3. Disable external connectivity

Configure firewall and network policies to block:
  • Outbound traffic from agent pods to the public internet
  • Outbound traffic to the xpander Cloud IPs (15.197.85.80, 166.117.85.46)
  • DNS resolution for any external domain used by hosted LLM providers
NTP for time sync is typically the only outbound connection that needs to remain open.

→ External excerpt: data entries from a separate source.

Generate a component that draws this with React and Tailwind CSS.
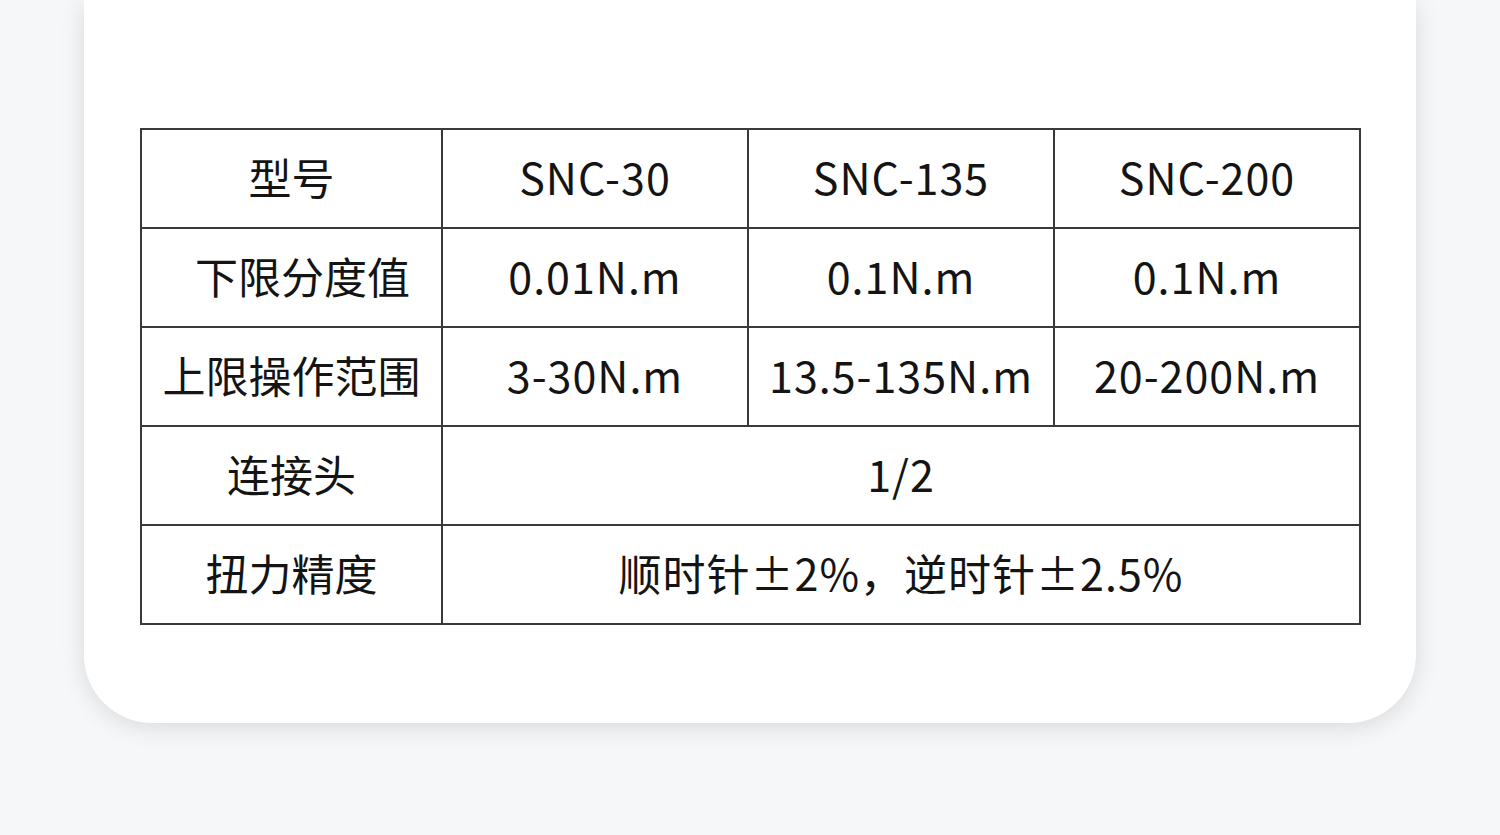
const rows = [
  { label: "型号", cells: ["SNC-30", "SNC-135", "SNC-200"] },
  { label: "下限分度值", indent: true, cells: ["0.01N.m", "0.1N.m", "0.1N.m"] },
  { label: "上限操作范围", cells: ["3-30N.m", "13.5-135N.m", "20-200N.m"] },
  { label: "连接头", span: "1/2" },
  { label: "扭力精度", span: "顺时针±2%，逆时针±2.5%" },
];

export default function App() {
  return (
    <div
      className="h-[835px] w-[1500px] overflow-hidden bg-[#f6f7f9]"
      style={{ fontFamily: '"Noto Sans CJK SC", "Noto Sans", sans-serif' }}
    >
      <div className="mx-[84px] h-[723px] rounded-b-[68px] bg-white pt-[128px] pl-[56px] pr-[55px] shadow-[0_4px_24px_rgba(0,0,0,0.12)]">
        <table className="w-full border-collapse text-[43px] leading-none text-[#141414]">
          <colgroup>
            <col className="w-[301px]" />
            <col className="w-[306px]" />
            <col className="w-[306px]" />
            <col className="w-[306px]" />
          </colgroup>
          <tbody>
            {rows.map((row, i) => (
              <tr key={i} className="h-[99px]">
                <td
                  className={
                    row.indent
                      ? "border-2 border-[#3a3a3a] pb-1 pl-[22px] text-center align-middle"
                      : "border-2 border-[#3a3a3a] pb-1 text-center align-middle"
                  }
                >
                  {row.label}
                </td>
                {row.span ? (
                  <td
                    colSpan={3}
                    className="border-2 border-[#3a3a3a] pb-1 text-center align-middle tracking-[1px]"
                  >
                    {row.span}
                  </td>
                ) : (
                  row.cells.map((c, j) => (
                    <td
                      key={j}
                      className="border-2 border-[#3a3a3a] pb-1 text-center align-middle tracking-[1px]"
                    >
                      {c}
                    </td>
                  ))
                )}
              </tr>
            ))}
          </tbody>
        </table>
      </div>
    </div>
  );
}
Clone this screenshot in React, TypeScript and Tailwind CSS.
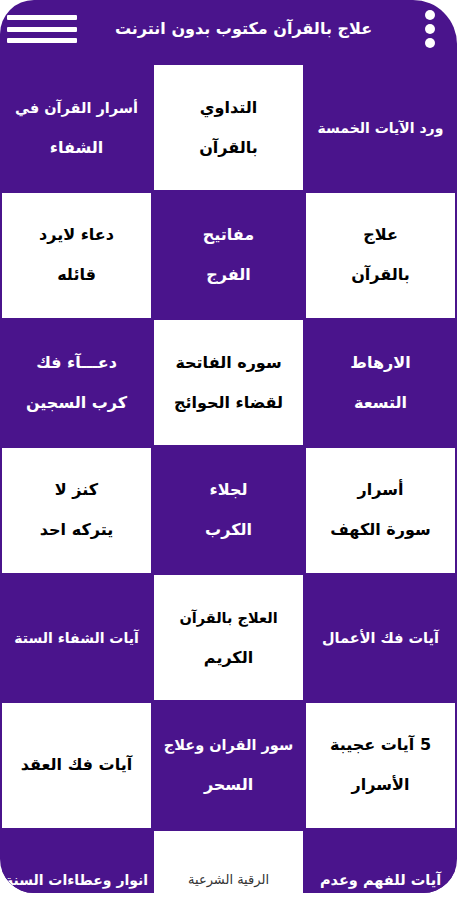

4. Configure local LLM providers

Point the AI Gateway at LLMs running inside your environment. The gateway speaks the OpenAI-compatible API, so any local runtime that exposes that interface plugs in directly.
RuntimeModelsNotes
vLLMLlama, Mistral, Qwen, DeepSeekHigh-throughput inference; OpenAI-compatible API
OllamaLlama, Mistral, Phi, QwenEasier to operate; good for smaller deployments
NVIDIA NIMLlama, Mistral, othersOptimized GPU runtime; enterprise support
AWS Bedrock (private)Anthropic, Mistral, LlamaOnly valid in VPC deployments with PrivateLink to Bedrock; not fully air-gapped

5. Install the Helm chart

Use a values file that disables the deployment manager connection and points at your internal LLMs. The base Helm syntax is the same as a standard self-hosted install (see Self-Hosted Kubernetes), with air-gapped overrides layered on top: internal registry references, local LLM endpoints, disabled outbound URLs. Air-gapped deployments are typically delivered with hands-on support. Contact us for the air-gapped values reference and license.

Connectors

Connectors execute against internal endpoints: your private Salesforce instance, internal GitLab, on-prem Jira, databases, or self-hosted Slack/Teams. Custom connectors built from your own OpenAPI specs work the same way they do in any deployment. Anything requiring an external service is blocked: public SaaS APIs, hosted LLMs, public webhooks, anything resolving a public DNS name. If you depend on a system that’s normally external but you maintain an internal proxy or mirror, route the connector to the internal endpoint via configuration.

Data and observability

Knowledge bases use vector search backed by storage inside your cluster. Embedding generation runs against your local LLM provider, so document ingestion doesn’t require any external embedding API. Documents are uploaded via SDK, REST API, or Workbench; embeddings, document storage, and retrieval all stay local. Observability data is similarly contained:
  • Threads, tasks, and tool call history live in PostgreSQL inside your environment
  • Metrics are scraped from the platform’s /metrics endpoints by your Prometheus
  • Logs stream from kubectl logs to your existing aggregation stack (Loki, ELK, Splunk)
  • Audit logs are available through the API against your local Agent Controller
Nothing is sent to xpander Cloud.

Updates and patching

Air-gapped deployments don’t auto-update. The flow:
  1. Pull a new chart version and the corresponding images on a connected workstation
  2. Mirror them into your internal registry
  3. Test the upgrade in a staging cluster
  4. Run helm upgrade against production using your values file
For security-critical patches, xpander publishes advisories with the patched chart version and image tags. The mechanics of helm upgrade are the same as a standard self-hosted deployment; see the upgrade flow.

Air-gapped vs. VPC

Choose air-gapped when your environment policy forbids outbound traffic, you operate in classified or no-egress networks, or data sovereignty rules out hosted LLM providers entirely. Tradeoff: operational weight. You maintain local model infrastructure, mirror image and chart updates, and own the stack end-to-end. Choose VPC or private cloud when the goal is data residency and audit rather than zero egress. Operationally lighter, same data-plane isolation, hosted LLMs still reachable through PrivateLink or VPC endpoints. Decision check: can your workload tolerate calls to hosted LLM providers over a private network? If yes, VPC. If no, air-gapped.